For workers in their 40s and 50s with families, mortgages and ongoing health care needs, the American safety net fails even more comprehensively. Blame employer-linked health care. Every other rich country in the survey — including Germany, France, Japan, Australia, Canada and Britain — provides health care independently of one’s job. Losing your job in those countries means losing income. Losing your job in America means losing income and health coverage simultaneously, often for an entire family.

 

Job loss in the United States is more threatening than anywhere else in the wealthy world. It turns what should be a setback into a potential cascade — income, insurance, mortgage and child care, all at risk at once.

 

Meanwhile, A.I. chief executives won’t stop telling Americans A.I. is coming for them.
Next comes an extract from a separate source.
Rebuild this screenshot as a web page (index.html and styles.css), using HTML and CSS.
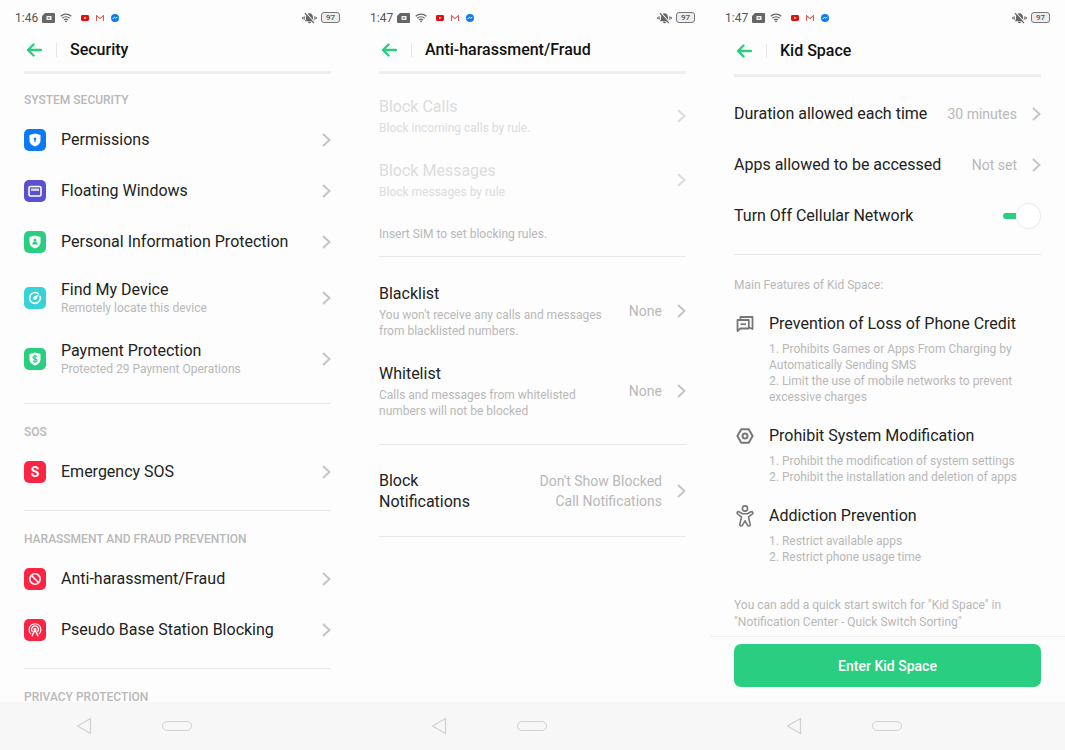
FILE: index.html
```html
<!DOCTYPE html>
<html lang="en">

<head>
    <meta charset="UTF-8">
    <meta name="viewport" content="width=device-width, initial-scale=1.0">
    <title>Security</title>
    <link rel="stylesheet" href="styles.css">
</head>

<body>
    <!-- shared icons -->
    <svg class="sprite" aria-hidden="true">
        <symbol id="sim" viewBox="0 0 13 10">
            <path d="M3 0h9a1 1 0 0 1 1 1v8a1 1 0 0 1-1 1H1a1 1 0 0 1-1-1V3z" fill="#666" />
            <rect x="4.5" y="3" width="5" height="4" fill="#f2f2f2" />
            <path d="M5.8 4l2 2M7.8 4l-2 2" stroke="#666" stroke-width=".7" />
        </symbol>
        <symbol id="wifi" viewBox="0 0 12 10">
            <g fill="none" stroke="#666" stroke-width="1.2">
                <path d="M.7 3.2a8 8 0 0 1 10.6 0" />
                <path d="M2.4 5.2a5.4 5.4 0 0 1 7.2 0" />
                <path d="M4 7a3 3 0 0 1 4 0" />
            </g>
            <path d="M4.8 8l1.2 1.6L7.2 8a2 2 0 0 0-2.4 0z" fill="#666" />
        </symbol>
        <symbol id="youtube" viewBox="0 0 8 6">
            <rect width="8" height="6" rx="1.4" fill="#e80c0c" />
            <path d="M3.2 1.7v2.6L5.5 3z" fill="#fff" />
        </symbol>
        <symbol id="gmail" viewBox="0 0 8 6">
            <path d="M.5 6V.6L4 3.6 7.5.6V6" fill="none" stroke="#dd5a50" stroke-width="1.1" />
        </symbol>
        <symbol id="messenger" viewBox="0 0 8 8">
            <circle cx="4" cy="4" r="4" fill="#0b7cf5" />
            <path d="M1.7 5l1.7-1.8 1.2 1L6.3 3.2" fill="none" stroke="#fff" stroke-width="1" />
        </symbol>
        <symbol id="mute" viewBox="0 0 15 12">
            <path d="M2.8 9.200c1-1 1.200-2 1.200-3.800C4 3 5.400 1.300 7.500 1.300S11 3 11 5.400c0 1.800.2 2.800 1.200 3.800z M6 9.800h3a1.500 1.500 0 0 1-3 0z" fill="#666" />
            <path d="M4 .9l9 10" stroke="#fdfdfd" stroke-width="1.200" />
            <path d="M2.900 1.100l9 10" stroke="#666" stroke-width="1.300" />
            <path d="M2.200 4.200v3.600M.7 5v2M12.800 4.200v3.600M14.300 5v2" stroke="#777" stroke-width="1.200" />
        </symbol>
        <symbol id="back" viewBox="0 0 16 14">
            <path d="M7.500 1.500L2 7l5.500 5.500M2 7h13" fill="none" stroke="#2ace80" stroke-width="2.400" stroke-linecap="round" stroke-linejoin="round" />
        </symbol>
        <symbol id="chevron" viewBox="0 0 9 14">
            <path d="M1 1l6.500 6L1 13" fill="none" stroke="currentColor" stroke-width="1.900" />
        </symbol>
        <symbol id="nav-back" viewBox="0 0 16 18">
            <path d="M14.500 1.500v15L1.500 9z" fill="none" stroke="#d2d2d2" stroke-width="1.300" stroke-linejoin="round" />
        </symbol>
    </svg>

    <main class="phones">
        <section class="phone">
            <div class="status">
                <span class="time">1:46</span>
                <svg width="13" height="10"><use href="#sim" /></svg>
                <svg class="wifi" width="12" height="10"><use href="#wifi" /></svg>
                <svg class="app" width="8" height="6"><use href="#youtube" /></svg>
                <svg class="app" width="8" height="6"><use href="#gmail" /></svg>
                <svg class="app" width="8" height="8"><use href="#messenger" /></svg>
                <svg class="mute" width="15" height="12"><use href="#mute" /></svg>
                <span class="battery">97</span>
            </div>
            <header class="header">
                <a href="#" aria-label="Back"><svg width="16" height="14"><use href="#back" /></svg></a>
                <h1>Security</h1>
            </header>
            <div class="content">
                <div class="group first">
                    <h2>SYSTEM SECURITY</h2>
                    <a class="row" href="#">
                        <svg class="icon blue" viewBox="0 0 22 22">
                            <path d="M11 4.500l5.500 1.500v5.500c0 3-2.500 5-5.500 6-3-1-5.500-3-5.500-6V6z" fill="#fff" />
                            <circle cx="11" cy="9.800" r="1.300" fill="#0d7af5" />
                            <path d="M11 10v3.200" stroke="#0d7af5" stroke-width="1.200" />
                        </svg>
                        <span class="text"><span class="title">Permissions</span></span>
                        <svg class="chevron"><use href="#chevron" /></svg>
                    </a>
                    <a class="row" href="#">
                        <svg class="icon purple" viewBox="0 0 22 22">
                            <rect x="5" y="6.500" width="12" height="9.500" rx="1.500" fill="none" stroke="#fff" stroke-width="1.600" />
                            <rect x="7" y="8.500" width="8" height="2.500" fill="#d6d2f8" />
                        </svg>
                        <span class="text"><span class="title">Floating Windows</span></span>
                        <svg class="chevron"><use href="#chevron" /></svg>
                    </a>
                    <a class="row" href="#">
                        <svg class="icon green" viewBox="0 0 22 22">
                            <path d="M11 4.500l5.500 1.500v5.500c0 3-2.500 5-5.500 6-3-1-5.500-3-5.500-6V6z" fill="#fff" />
                            <circle cx="11" cy="8.900" r="1.500" fill="#2ace80" />
                            <path d="M8.200 13.600c.2-2 1.300-3 2.800-3s2.600 1 2.800 3z" fill="#2ace80" />
                        </svg>
                        <span class="text"><span class="title">Personal Information Protection</span></span>
                        <svg class="chevron"><use href="#chevron" /></svg>
                    </a>
                    <a class="row tall" href="#">
                        <svg class="icon teal" viewBox="0 0 22 22">
                            <path d="M14.300 6.700A5.400 5.400 0 1 0 16.200 9.500" fill="none" stroke="#fff" stroke-width="1.600" stroke-linecap="round" />
                            <path d="M15 7.200l-2.300 4.600a1.900 1.900 0 1 1-2.500-2.400z" fill="#fff" />
                        </svg>
                        <span class="text"><span class="title">Find My Device</span><span class="sub">Remotely locate this device</span></span>
                        <svg class="chevron"><use href="#chevron" /></svg>
                    </a>
                    <a class="row tall" href="#">
                        <svg class="icon green" viewBox="0 0 22 22">
                            <path d="M11 4.500l5.500 1.500v5.500c0 3-2.500 5-5.500 6-3-1-5.500-3-5.500-6V6z" fill="#fff" />
                            <path d="M13 8.800c-.5-.8-1.100-1-2-1-1.200 0-2 .6-2 1.500 0 2.100 4.100 1 4.100 3.100 0 .9-.9 1.500-2.100 1.500-1 0-1.700-.4-2.100-1.100M11 6.800v8" fill="none" stroke="#2ace80" stroke-width="1.100" />
                        </svg>
                        <span class="text"><span class="title">Payment Protection</span><span class="sub">Protected 29 Payment Operations</span></span>
                        <svg class="chevron"><use href="#chevron" /></svg>
                    </a>
                </div>
                <div class="group">
                    <h2>SOS</h2>
                    <a class="row" href="#">
                        <span class="icon red letter">S</span>
                        <span class="text"><span class="title">Emergency SOS</span></span>
                        <svg class="chevron"><use href="#chevron" /></svg>
                    </a>
                </div>
                <div class="group">
                    <h2>HARASSMENT AND FRAUD PREVENTION</h2>
                    <a class="row" href="#">
                        <svg class="icon red" viewBox="0 0 22 22">
                            <circle cx="11" cy="11" r="5.200" fill="none" stroke="#fff" stroke-width="1.600" />
                            <path d="M7.300 7.300l7.400 7.400" stroke="#fff" stroke-width="1.600" />
                        </svg>
                        <span class="text"><span class="title">Anti-harassment/Fraud</span></span>
                        <svg class="chevron"><use href="#chevron" /></svg>
                    </a>
                    <a class="row" href="#">
                        <svg class="icon red" viewBox="0 0 22 22">
                            <g fill="none" stroke="#fff" stroke-width="1.200" stroke-linecap="round">
                                <path d="M6.700 14.700a5.900 5.900 0 1 1 8.600 0" />
                                <path d="M8.300 12.600a3.400 3.400 0 1 1 5.400 0" />
                                <path d="M11 10.500l-2.800 6.300M11 10.500l2.800 6.300" stroke-width="1.500" />
                            </g>
                            <circle cx="11" cy="10.300" r="1.300" fill="#fff" />
                        </svg>
                        <span class="text"><span class="title">Pseudo Base Station Blocking</span></span>
                        <svg class="chevron"><use href="#chevron" /></svg>
                    </a>
                </div>
                <div class="group">
                    <h2>PRIVACY PROTECTION</h2>
                </div>
            </div>
            <nav class="navbar">
                <a href="#" aria-label="Back"><svg width="16" height="18"><use href="#nav-back" /></svg></a>
                <a class="home" href="#" aria-label="Home"></a>
            </nav>
        </section>

        <section class="phone">
            <div class="status">
                <span class="time">1:47</span>
                <svg width="13" height="10"><use href="#sim" /></svg>
                <svg class="wifi" width="12" height="10"><use href="#wifi" /></svg>
                <svg class="app" width="8" height="6"><use href="#youtube" /></svg>
                <svg class="app" width="8" height="6"><use href="#gmail" /></svg>
                <svg class="app" width="8" height="8"><use href="#messenger" /></svg>
                <svg class="mute" width="15" height="12"><use href="#mute" /></svg>
                <span class="battery">97</span>
            </div>
            <header class="header">
                <a href="#" aria-label="Back"><svg width="16" height="14"><use href="#back" /></svg></a>
                <h1>Anti-harassment/Fraud</h1>
            </header>
            <div class="content fraud">
                <div class="group plain">
                    <a class="row disabled" href="#" aria-disabled="true">
                        <span class="text"><span class="title">Block Calls</span><span class="sub">Block incoming calls by rule.</span></span>
                        <svg class="chevron"><use href="#chevron" /></svg>
                    </a>
                    <a class="row disabled" href="#" aria-disabled="true">
                        <span class="text"><span class="title">Block Messages</span><span class="sub">Block messages by rule</span></span>
                        <svg class="chevron"><use href="#chevron" /></svg>
                    </a>
                    <p class="hint">Insert SIM to set blocking rules.</p>
                </div>
                <div class="group">
                    <a class="row list" href="#">
                        <span class="text"><span class="title">Blacklist</span><span class="sub">You won't receive any calls and messages from blacklisted numbers.</span></span>
                        <span class="value">None</span>
                        <svg class="chevron"><use href="#chevron" /></svg>
                    </a>
                    <a class="row list" href="#">
                        <span class="text"><span class="title">Whitelist</span><span class="sub">Calls and messages from whitelisted numbers will not be blocked</span></span>
                        <span class="value">None</span>
                        <svg class="chevron"><use href="#chevron" /></svg>
                    </a>
                </div>
                <div class="group">
                    <a class="row" href="#">
                        <span class="text"><span class="title">Block<br>Notifications</span></span>
                        <span class="value">Don't Show Blocked<br>Call Notifications</span>
                        <svg class="chevron"><use href="#chevron" /></svg>
                    </a>
                </div>
            </div>
            <nav class="navbar">
                <a href="#" aria-label="Back"><svg width="16" height="18"><use href="#nav-back" /></svg></a>
                <a class="home" href="#" aria-label="Home"></a>
            </nav>
        </section>

        <section class="phone kids">
            <div class="status">
                <span class="time">1:47</span>
                <svg width="13" height="10"><use href="#sim" /></svg>
                <svg class="wifi" width="12" height="10"><use href="#wifi" /></svg>
                <svg class="app" width="8" height="6"><use href="#youtube" /></svg>
                <svg class="app" width="8" height="6"><use href="#gmail" /></svg>
                <svg class="app" width="8" height="8"><use href="#messenger" /></svg>
                <svg class="mute" width="15" height="12"><use href="#mute" /></svg>
                <span class="battery">97</span>
            </div>
            <header class="header">
                <a href="#" aria-label="Back"><svg width="16" height="14"><use href="#back" /></svg></a>
                <h1>Kid Space</h1>
            </header>
            <div class="content">
                <div class="group plain">
                    <a class="row" href="#">
                        <span class="text"><span class="title">Duration allowed each time</span></span>
                        <span class="value">30 minutes</span>
                        <svg class="chevron"><use href="#chevron" /></svg>
                    </a>
                    <a class="row" href="#">
                        <span class="text"><span class="title">Apps allowed to be accessed</span></span>
                        <span class="value">Not set</span>
                        <svg class="chevron"><use href="#chevron" /></svg>
                    </a>
                    <div class="row">
                        <label class="text title" for="cellular">Turn Off Cellular Network</label>
                        <input class="switch" type="checkbox" role="switch" id="cellular" checked>
                    </div>
                </div>
                <div class="features">
                    <p>Main Features of Kid Space:</p>
                    <div class="feature">
                        <svg viewBox="0 0 18 22">
                            <g fill="none" stroke="#777" stroke-width="1.800" stroke-linejoin="round">
                                <path d="M1.500 7h11.300v8.500H4.300L1.500 18z" />
                                <path d="M4.500 7V4h12v12l-3.500-1.500" />
                                <path d="M4.500 11.200h5.500" />
                            </g>
                        </svg>
                        <div>
                            <h3>Prevention of Loss of Phone Credit</h3>
                            <p>1. Prohibits Games or Apps From Charging by Automatically Sending SMS</p>
                            <p>2. Limit the use of mobile networks to prevent excessive charges</p>
                        </div>
                    </div>
                    <div class="feature">
                        <svg viewBox="0 0 18 22">
                            <g fill="none" stroke="#777" stroke-width="2" stroke-linejoin="round">
                                <path d="M5.300 4.200h7.400L16.600 11l-3.900 6.800H5.300L1.400 11z" />
                                <circle cx="9" cy="11" r="2.500" />
                            </g>
                        </svg>
                        <div>
                            <h3>Prohibit System Modification</h3>
                            <p>1. Prohibit the modification of system settings</p>
                            <p>2. Prohibit the installation and deletion of apps</p>
                        </div>
                    </div>
                    <div class="feature">
                        <svg viewBox="0 0 18 22">
                            <g fill="none" stroke="#777" stroke-width="1.600" stroke-linejoin="round">
                                <circle cx="9" cy="3.500" r="2.600" />
                                <path d="M6.500 8.800L3 6.800c-1.500-.7-2.600 1.300-1.200 2.300l3.700 2.700-1.700 7.600c-.2 1.700 2 2.200 2.700.8L9 15.800l2.500 4.400c.7 1.400 2.900.9 2.700-.8l-1.700-7.600 3.700-2.700c1.400-1 .3-3-1.200-2.300l-3.500 2z" />
                            </g>
                        </svg>
                        <div>
                            <h3>Addiction Prevention</h3>
                            <p>1. Restrict available apps</p>
                            <p>2. Restrict phone usage time</p>
                        </div>
                    </div>
                    <p class="tip">You can add a quick start switch for "Kid Space" in "Notification Center - Quick Switch Sorting"</p>
                </div>
            </div>
            <div class="footer">
                <button type="button">Enter Kid Space</button>
            </div>
            <nav class="navbar">
                <a href="#" aria-label="Back"><svg width="16" height="18"><use href="#nav-back" /></svg></a>
                <a class="home" href="#" aria-label="Home"></a>
            </nav>
        </section>
    </main>
</body>

</html>
```
FILE: styles.css
```css
* {
    box-sizing: border-box;
}

body {
    font-family: Roboto, sans-serif;
    font-size: 12px;
    line-height: 16px;
    color: #b8b8b8;
    background: #fdfdfd;
    margin: 0;
}

h1,
h2,
h3,
p {
    margin: 0;
}

a {
    color: inherit;
    text-decoration: none;
}

svg {
    display: block;
    flex: none;
}

.sprite {
    display: none;
}

.phones {
    display: grid;
    grid-template-columns: repeat(3, 1fr);
    height: 100vh;
}

.phone {
    display: flex;
    flex-direction: column;
    min-width: 0;
    min-height: 0;
}

/* status bar */
.status {
    display: flex;
    align-items: center;
    height: 28px;
    padding: 7px 15px 0;
    flex: none;
}

.time {
    font-size: 12px;
    color: #555;
    margin-right: 4px;
}

.wifi {
    margin: 0 2px 0 5px;
}

.app {
    margin-left: 7px;
}

.mute {
    margin-left: auto;
}

.battery {
    width: 19px;
    height: 11px;
    margin-left: 4px;
    border: 1px solid #777;
    border-radius: 3px;
    background: #eee;
    color: #555;
    font-size: 8px;
    font-weight: 500;
    line-height: 9px;
    text-align: center;
}

/* page title */
.header {
    display: flex;
    align-items: center;
    height: 46px;
    margin: 0 24px;
    padding-left: 2px;
    border-bottom: 3px solid #eee;
    flex: none;
}

.kids .header {
    height: 49px;
}

.header h1 {
    margin-left: 14px;
    padding-left: 13px;
    border-left: 1px solid #e6e6e6;
    font-size: 16px;
    font-weight: 500;
    line-height: 14px;
    color: #111;
}

.content {
    flex: 1;
    min-height: 0;
    overflow: hidden;
    padding: 0 24px;
}

/* settings list */
.group {
    padding: 14px 0 13px;
    border-bottom: 1px solid #e8e8e8;
}

.group.first {
    padding: 12px 0 14px;
}

.group.plain {
    padding-top: 10px;
}

.kids .group.plain {
    padding-top: 11px;
}

.group h2 {
    padding: 8px 0;
    font-size: 12px;
    font-weight: 500;
    line-height: 12px;
}

.row {
    display: flex;
    align-items: center;
    min-height: 51px;
}

.row.tall {
    min-height: 61px;
}

.fraud .row {
    min-height: 64px;
}

.fraud .list {
    min-height: 80px;
}

.text {
    flex: 1;
    min-width: 0;
}

.title {
    display: block;
    font-size: 16px;
    line-height: 21px;
    color: #222;
}

.sub {
    display: block;
}

.fraud .sub {
    margin-top: 3px;
}

.value {
    margin-left: 16px;
    font-size: 14px;
    line-height: 20px;
    text-align: right;
}

.chevron {
    width: 9px;
    height: 14px;
    margin-left: 15px;
    color: #c4c4c4;
}

.disabled .title,
.disabled .sub,
.disabled .chevron {
    color: #dcdcdc;
}

.fraud .plain {
    padding-bottom: 0;
}

.hint {
    line-height: 44px;
}

.icon {
    width: 22px;
    height: 22px;
    margin-right: 15px;
    border-radius: 5px;
}

.blue {
    background: #0d7af5;
}

.purple {
    background: #5a50d2;
}

.green {
    background: #2ace80;
}

.teal {
    background: #35d3d6;
}

.red {
    background: #fb2443;
}

.letter {
    color: #fff;
    font-size: 14px;
    font-weight: 700;
    line-height: 22px;
    text-align: center;
}

.switch {
    appearance: none;
    display: flex;
    align-items: center;
    width: 38px;
    height: 24px;
    margin: 0;
}

.switch::before {
    content: "";
    width: 14px;
    height: 6px;
    border-radius: 3px 0 0 3px;
    background: #2ace80;
}

.switch::after {
    content: "";
    width: 24px;
    height: 24px;
    border: 1px solid #ececec;
    border-radius: 50%;
    background: #fff;
}

/* kid space */
.features {
    padding-top: 22px;
}

.feature {
    display: flex;
    margin-top: 20px;
}

.feature svg {
    width: 18px;
    height: 22px;
    margin: 0 15px 0 2px;
}

.feature h3 {
    margin-bottom: 7px;
    font-size: 16px;
    font-weight: 400;
    line-height: 21px;
    color: #222;
}

.tip {
    margin-top: 32px;
    line-height: 17px;
}

.footer {
    padding: 7px 24px 15px;
    border-top: 1px solid #f0f0f0;
}

.footer button {
    display: block;
    width: 100%;
    height: 43px;
    border: none;
    border-radius: 7px;
    background: #2ace80;
    color: #fff;
    font-family: inherit;
    font-size: 14px;
    font-weight: 500;
}

/* system navigation */
.navbar {
    display: flex;
    align-items: center;
    height: 48px;
    padding-left: 76px;
    background: #f7f7f7;
    flex: none;
}

.home {
    width: 30px;
    height: 10px;
    margin-left: 70px;
    border: 1px solid #d2d2d2;
    border-radius: 5px;
}
```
The technology is a missile aimed at the most fragile part of the American socioeconomic bargain.

 

No wonder Americans are pessimistic about A.I. While better messaging will not fix this, decoupling health care from employment might. Building an unemployment insurance system that actually replaces income at a meaningful level might. Americans’ pessimism about A.I. is largely rational, about a technology tailor-made to crack their crumbling and antiquated social compact.

 

Paul Kedrosky is a fellow at MIT’s Institute for the Digital Economy, a venture capitalist, and author of a popular newsletter at paulkedrosky.com.” [1]

 

1. There’s One Clear Reason Why Americans Are Gloomy About A.I.: Guest Essay. Kedrosky, Paul.  New York Times (Online) New York Times Company. Jun 25, 2026.